During the COVID-19 pandemic, many people realized just how much they hated their commutes, and now with more people returning to the office, they’re having to contend with this travel again, at least a few times a week.
Well, the good news is that commuting doesn’t have to be nearly as unpleasant as in the past. In fact, with the right tools on hand and the proper mindset, your trips to and from work can be downright enjoyable.
Upgrade Your Audio
Whether you drive or take public transit to work, a good sound system can improve the experience a great deal. Invest in a pair of noise canceling headphones if you’re traveling by bus or train, or upgrade your car’s audio player if you’ll be spending a lot of time behind the wheel. You can tune in to the news, your favorite podcast, or the music of your choosing and tune out the world around you.
Get A Better Bag
How you carry your stuff doesn’t matter a ton if you drive to work, but if you’re taking the train or bus, the right bag can be a game changer. Carrying a shoulder bag, like a large purse or messenger-style bag, can cause a lot of neck and back pain, especially if you end up having to stand during rush hour.
Instead, upgrade your style and your posture by carrying your daily necessities in a stylish leather backpack. By distributing that weight across both shoulders, you’ll experience a lot less pain and fatigue while in transit.
Keep Your Coffee Ready
Morning commutes call for a caffeine buzz, but most travel mugs are actually pretty leaky, leading to an unfortunate and frustrating mess.

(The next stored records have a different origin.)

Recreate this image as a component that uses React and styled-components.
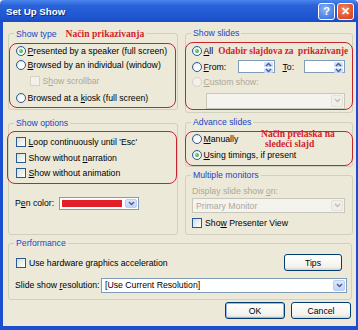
import React from 'react';
import styled, { createGlobalStyle } from 'styled-components';

const Global = createGlobalStyle`
  html, body { margin: 0; padding: 0; background: #fff; }
  body {
    font-family: "Liberation Sans", Arial, sans-serif;
    font-size: 8.7px;
    color: #000;
  }
`;

const Window = styled.div`
  width: 358px;
  height: 330px;
  display: flex;
  flex-direction: column;
  overflow: hidden;
`;

const TitleBar = styled.div`
  height: 22px;
  flex: none;
  display: flex;
  align-items: center;
  justify-content: space-between;
  padding: 0 4px 0 6px;
  background: linear-gradient(#4a86ec, #2a62d8 25%, #1f56d2 75%, #1a4cc2);
  border-radius: 4px 4px 0 0;
`;

const Title = styled.span`
  color: #fff;
  font-weight: bold;
  font-size: 9.7px;
  text-shadow: 1px 1px 0 #0c2f8c;
`;

const Caps = styled.div`
  display: flex;
  gap: 2px;
`;

const CapButton = styled.div`
  width: 17px;
  height: 17px;
  box-sizing: border-box;
  border: 1px solid #fff;
  border-radius: 3px;
  display: flex;
  align-items: center;
  justify-content: center;
  color: #fff;
  font-weight: bold;
  font-size: 11px;
  background: ${p => (p.$close
    ? 'radial-gradient(circle at 40% 35%, #f08a64, #e2552e 60%, #c8401e)'
    : 'radial-gradient(circle at 40% 35%, #8fb5f5, #4f86e8 60%, #3a6fd8)')};
`;

const Body = styled.div`
  flex: 1;
  display: flex;
  flex-direction: column;
  background: #ece9d8;
  border: solid #1b4fcf;
  border-width: 0 2px 4px 3px;
  padding: 5.5px 3px 0 5px;
`;

const Columns = styled.div`
  display: grid;
  grid-template-columns: 170px 168px;
  column-gap: 7px;
`;

const Column = styled.div`
  display: flex;
  flex-direction: column;
  gap: ${p => p.$gap}px;
`;

const Group = styled.fieldset`
  margin: 0;
  padding: 0 0 ${p => p.$pb ?? 1}px;
  border: 1px solid #d0d0bf;
  border-radius: 3px;
  min-width: 0;
  position: relative;
  flex: ${p => (p.$grow ? 1 : 'none')};
`;

const Legend = styled.legend`
  margin-left: 5px;
  padding: 0 2px;
  line-height: 11px;
  color: #1846c8;
`;

const Note = styled.span`
  font-family: "Liberation Serif", "Times New Roman", serif;
  font-weight: bold;
  font-size: ${p => p.$size ?? 9.6}px;
  color: #d21f2a;
  margin-left: ${p => p.$ml ?? 0}px;
`;

const NoteBlock = styled.div`
  position: absolute;
  left: 75px;
  top: 1px;
  line-height: 10px;
  font-family: "Liberation Serif", "Times New Roman", serif;
  font-weight: bold;
  font-size: 9.6px;
  color: #d21f2a;
  & span { display: block; }
  & span + span { padding-left: 4px; }
`;

const Mark = styled.div`
  border: 1.5px solid #c8242f;
  border-radius: 8px;
  margin: ${p => p.$m};
  padding: ${p => p.$p};
`;

const Row = styled.div`
  display: flex;
  align-items: center;
  gap: 2px;
  height: ${p => p.$h ?? 14}px;
  margin-top: ${p => p.$mt ?? 0}px;
  padding-left: ${p => p.$pl ?? 0}px;
  padding-right: ${p => p.$pr ?? 0}px;
  justify-content: ${p => p.$justify ?? 'flex-start'};
  color: ${p => (p.$disabled ? '#aca899' : '#000')};
  white-space: nowrap;
`;

const Radio = styled.span`
  width: 10px;
  height: 10px;
  box-sizing: border-box;
  border-radius: 50%;
  flex: none;
  display: flex;
  align-items: center;
  justify-content: center;
  border: 1px solid ${p => (p.$disabled ? '#d6d3c6' : '#2a5a92')};
  background: ${p => (p.$disabled
    ? '#f2f1ea'
    : 'radial-gradient(circle at 65% 65%, #fff 35%, #d8d6cf)')};
  &::after {
    content: '';
    display: ${p => (p.$on ? 'block' : 'none')};
    width: 4px;
    height: 4px;
    border-radius: 50%;
    background: radial-gradient(circle at 35% 35%, #7ee07e, #21a121);
  }
`;

const Check = styled.span`
  width: 10px;
  height: 10px;
  box-sizing: border-box;
  flex: none;
  margin-right: 1px;
  border: 1px solid ${p => (p.$disabled ? '#d6d3c6' : '#2a5a92')};
  background: ${p => (p.$disabled
    ? '#f2f1ea'
    : 'linear-gradient(135deg, #dcdcd7, #fff)')};
`;

const Label = styled.span`
  width: ${p => (p.$w ? `${p.$w}px` : 'auto')};
  margin-left: ${p => p.$ml ?? 0}px;
  flex: none;
`;

const Field = styled.div`
  width: ${p => p.$w}px;
  height: ${p => p.$h ?? 13}px;
  box-sizing: border-box;
  flex: none;
  margin-left: ${p => p.$ml ?? 0}px;
  margin-top: ${p => p.$mt ?? 0}px;
  border: 1px solid ${p => (p.$disabled ? '#c9c7ba' : '#7f9db9')};
  background: ${p => (p.$disabled ? '#f4f3ee' : '#fff')};
  color: ${p => (p.$disabled ? '#aca899' : '#000')};
  display: flex;
  align-items: stretch;
  padding: 1px;
`;

const FieldText = styled.span`
  flex: 1;
  display: flex;
  align-items: center;
  padding-left: 2px;
  overflow: hidden;
  white-space: nowrap;
`;

const Swatch = styled.span`
  flex: 1;
  margin: 1px 3px 1px 1px;
  background: #e3202a;
`;

const Arrow = styled.span`
  width: ${p => p.$w ?? 12}px;
  flex: none;
  border-radius: 2px;
  display: flex;
  align-items: center;
  justify-content: center;
  border: 1px solid ${p => (p.$disabled ? '#e3e2da' : '#b9cdf6')};
  box-sizing: border-box;
  background: ${p => (p.$disabled
    ? '#f0efe8'
    : 'linear-gradient(#dce7fd, #c0d3fa)')};
`;

const Spin = styled.span`
  width: 9px;
  flex: none;
  display: flex;
  flex-direction: column;
  gap: 1px;
`;

const SpinHalf = styled.span`
  flex: 1;
  border-radius: 1px;
  display: flex;
  align-items: center;
  justify-content: center;
  background: linear-gradient(#dce7fd, #c0d3fa);
`;

const Button = styled.div`
  width: ${p => p.$w ?? 58}px;
  height: 17px;
  box-sizing: border-box;
  flex: none;
  border: 1px solid #003c74;
  border-radius: 3px;
  display: flex;
  align-items: center;
  justify-content: center;
  background: linear-gradient(#fff, #f3f2ec 80%, #d9d4c8);
  box-shadow: ${p => (p.$default ? 'inset 0 0 0 1px #97b8ee' : 'none')};
`;

const ButtonBar = styled.div`
  display: flex;
  justify-content: flex-end;
  gap: 6px;
  margin-top: 2px;
  padding-right: 2px;
`;

const Chevron = ({ up, color = '#4d6185' }) => (
  <svg width="7" height="5" viewBox="0 0 7 5">
    <polyline
      points={up ? '1,4 3.5,1.5 6,4' : '1,1 3.5,3.5 6,1'}
      fill="none"
      stroke={color}
      strokeWidth="1.5"
    />
  </svg>
);

const SpinBox = ({ w, ml }) => (
  <Field $w={w} $ml={ml}>
    <FieldText />
    <Spin>
      <SpinHalf><Chevron up /></SpinHalf>
      <SpinHalf><Chevron /></SpinHalf>
    </Spin>
  </Field>
);

export default function App() {
  return (
    <Window>
      <Global />
      <TitleBar>
        <Title>Set Up Show</Title>
        <Caps>
          <CapButton>?</CapButton>
          <CapButton $close>✕</CapButton>
        </Caps>
      </TitleBar>
      <Body>
        <Columns>
          <Column $gap={7.5}>
            <Group>
              <Legend>
                Show type<Note $ml={9}>Način prikazivanja</Note>
              </Legend>
              <Mark $m="3.5px 1px 0 0" $p="0 0 2px 5.5px">
                <Row>
                  <Radio $on />
                  <span><u>P</u>resented by a speaker (full screen)</span>
                </Row>
                <Row>
                  <Radio />
                  <span><u>B</u>rowsed by an individual (window)</span>
                </Row>
                <Row $mt={2} $pl={14} $disabled>
                  <Check $disabled />
                  <span>S<u>h</u>ow scrollbar</span>
                </Row>
                <Row $mt={3}>
                  <Radio />
                  <span>Browsed at a <u>k</u>iosk (full screen)</span>
                </Row>
              </Mark>
            </Group>
            <Group $grow>
              <Legend>Show options</Legend>
              <Mark $m="2.5px 0 0 -2px" $p="2.5px 0 3.5px 7.5px">
                <Row>
                  <Check />
                  <span><u>L</u>oop continuously until 'Esc'</span>
                </Row>
                <Row $mt={2}>
                  <Check />
                  <span>Show without <u>n</u>arration</span>
                </Row>
                <Row $mt={1}>
                  <Check />
                  <span><u>S</u>how without animation</span>
                </Row>
              </Mark>
              <Row $mt={12} $pl={6}>
                <Label $w={42}>P<u>e</u>n color:</Label>
                <Field $w={80} $h={13}>
                  <Swatch />
                  <Arrow><Chevron /></Arrow>
                </Field>
              </Row>
            </Group>
          </Column>
          <Column $gap={4.5}>
            <Group $pb={1.5}>
              <Legend>Show slides</Legend>
              <Mark $m="3.5px -1px 0 -1px" $p="0.5px 0 0.5px 5.5px">
                <Row>
                  <Radio $on />
                  <span><u>A</u>ll</span>
                  <Note $ml={3} $size={9.3}>Odabir slajdova za&nbsp; prikazivanje</Note>
                </Row>
                <Row $mt={2}>
                  <Radio />
                  <Label $w={32}><u>F</u>rom:</Label>
                  <SpinBox w={37} />
                  <Label $w={19} $ml={6}><u>T</u>o:</Label>
                  <SpinBox w={41} />
                </Row>
                <Row $mt={1} $disabled>
                  <Radio $disabled />
                  <span><u>C</u>ustom show:</span>
                </Row>
                <Field $w={139} $h={16} $mt={4} $ml={14.5} $disabled>
                  <FieldText />
                  <Arrow $disabled><Chevron color="#c0bfb5" /></Arrow>
                </Field>
              </Mark>
            </Group>
            <Group $pb={0}>
              <Legend>Advance slides</Legend>
              <NoteBlock>
                <span>Način prelaska na</span>
                <span>sledeći slajd</span>
              </NoteBlock>
              <Mark $m="2.5px -1px 0 -1px" $p="0 0 3.5px 5.5px">
                <Row>
                  <Radio />
                  <span><u>M</u>anually</span>
                </Row>
                <Row $mt={2}>
                  <Radio $on />
                  <span><u>U</u>sing timings, if present</span>
                </Row>
              </Mark>
            </Group>
            <Group $pb={4} style={{ marginTop: -2 }}>
              <Legend>Multiple monitors</Legend>
              <Row $h={12} $mt={4.5} $pl={6} $disabled>
                <span>Display slide show <u>o</u>n:</span>
              </Row>
              <Field $w={153} $h={15} $mt={1} $ml={6} $disabled>
                <FieldText>Primary Monitor</FieldText>
                <Arrow $disabled><Chevron color="#c0bfb5" /></Arrow>
              </Field>
              <Row $mt={3} $pl={6}>
                <Check />
                <span>Sho<u>w</u> Presenter View</span>
              </Row>
            </Group>
          </Column>
        </Columns>
        <Group $pb={6.5} style={{ marginTop: 2.5, marginRight: 1 }}>
          <Legend>Performance</Legend>
          <Row $h={17} $mt={5.5} $pl={7} $pr={9} $justify="space-between">
            <Row>
              <Check />
              <span>Use hardware graphics acceleration</span>
            </Row>
            <Button>Tips</Button>
          </Row>
          <Row $h={15} $mt={6.5} $pl={6}>
            <Label $w={84}>Slide show <u>r</u>esolution:</Label>
            <Field $w={246} $h={15}>
              <FieldText>[Use Current Resolution]</FieldText>
              <Arrow><Chevron /></Arrow>
            </Field>
          </Row>
        </Group>
        <ButtonBar>
          <Button $w={60} $default>OK</Button>
          <Button $w={60}>Cancel</Button>
        </ButtonBar>
      </Body>
    </Window>
  );
}
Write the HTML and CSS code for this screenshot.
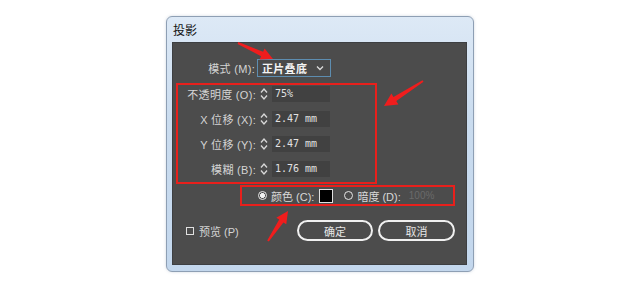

Rather than picking up the first mug you spot at the local pharmacy or grocery store, then, look for something a little more industrial. The best travel mugs aren’t just leakproof, but will actually keep your coffee hot, unlike many of the cheaper models.
Plan It Out
There are a lot of reasons that people don’t enjoy their commutes, but one of the major issues workers have described is that their commutes are increasing feelings of burnout. That’s a serious problem and one that can’t be addressed by some music or even by getting a new job. One thing that can help, though, is slowing down and taking some time to plan out your day. Get a traditional planner, a notebook, or any tool that helps you strategize about your schedule and priorities. If you can take a little time to clear your head and get oriented, you may not find your commute so stressful.
Make A Friend
This may seem like a downright bizarre connection, especially for those from the stereotypically unfriendly northeast, but before the days of technology, a lot of people had commute buddies. These weren’t people they were already friends with, but rather people whose daily schedules aligned with their own.
Just think about it – you probably see the same people day after day, so why not say hello? Even being casually social during your commute can lift your mood – and it may be especially beneficial given the extreme isolation many of us have felt over the last eighteen months. While we’re used to hiding behind our phones these days, reaching out to the people you see on your commute might be a game changer, lifting your mood before you get to your desk.
While you may not be able to fully erase the stress of a long commute, approaching it strategically and with the right tools – including plenty of coffee – can make the whole experience a little more pleasant. And if you can find a little pleasure in this mundane undertaking, you might even begin to look forward to this time in your day.
After all, your commute is all yours. Use it in a way that works for you rather than just suffering through it.